El préstamo es la manera natural de introducirse en la lectura (no gasta dinero quien todavía no es lector) y es parte de la argamasa y mantenimiento de la lectura de quienes ya tienen tal actividad en sus vidas. En el clásico de Capra Qué bello es vivir, nadando siempre entre lo entrañable y lo ñoño, el ángel de segunda clase Clarence dedica sus oficios a ayudar al humano Bailey por un empeño primordial: quería que por fin Dios le concediera alas. Él tenía la desdicha de percibir la vastedad del universo y quería alas para ser parte de él. Nuestra mente percibe más mundo del que es capaz de pensar. Nuestro cerebro sólo acumula certezas sobre nuestro cuerpo y su actividad, pero el mundo es mayor. Aprendimos a usar las metáforas como muletas del pensamiento para llevarlo más lejos y aprendimos a apoyarlo en nuestras propias creaciones para hacerlo más poderoso. Aprendimos a ensanchar nuestro mundo con la ficción que primero nos saca de él y luego nos retorna con más bagaje y más vida.

Pocas actividades públicas hay más notables que esa mano tendida hacia el mar de los libros que son las bibliotecas con sus préstamos. Sin un Dios que nos dé alas, y resignados a nuestra condición de ángeles de segunda clase, pocos dones se nos pueden dar mayores que el de arrastrarnos a ese océano donde nuestra mente se ejercita y ensancha el mundo y la vida.
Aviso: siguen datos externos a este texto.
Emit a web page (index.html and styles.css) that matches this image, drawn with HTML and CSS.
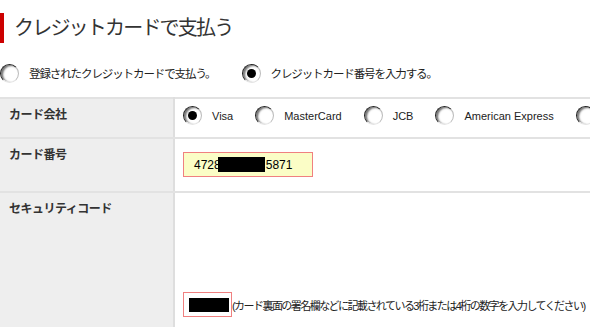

Por una cuestión de principio, debe dejarse que la memoria contenida en las bibliotecas públicas fluya lo más torrencialmente posible hacia la población, sin obstáculos ni cánones, sin números que nos hagan dudar de que cada préstamo de cada libro es un episodio justo y correcto. Lo único que nos dicen los números es que los autores tienen más clientes entre los ángeles que ya tienen alas.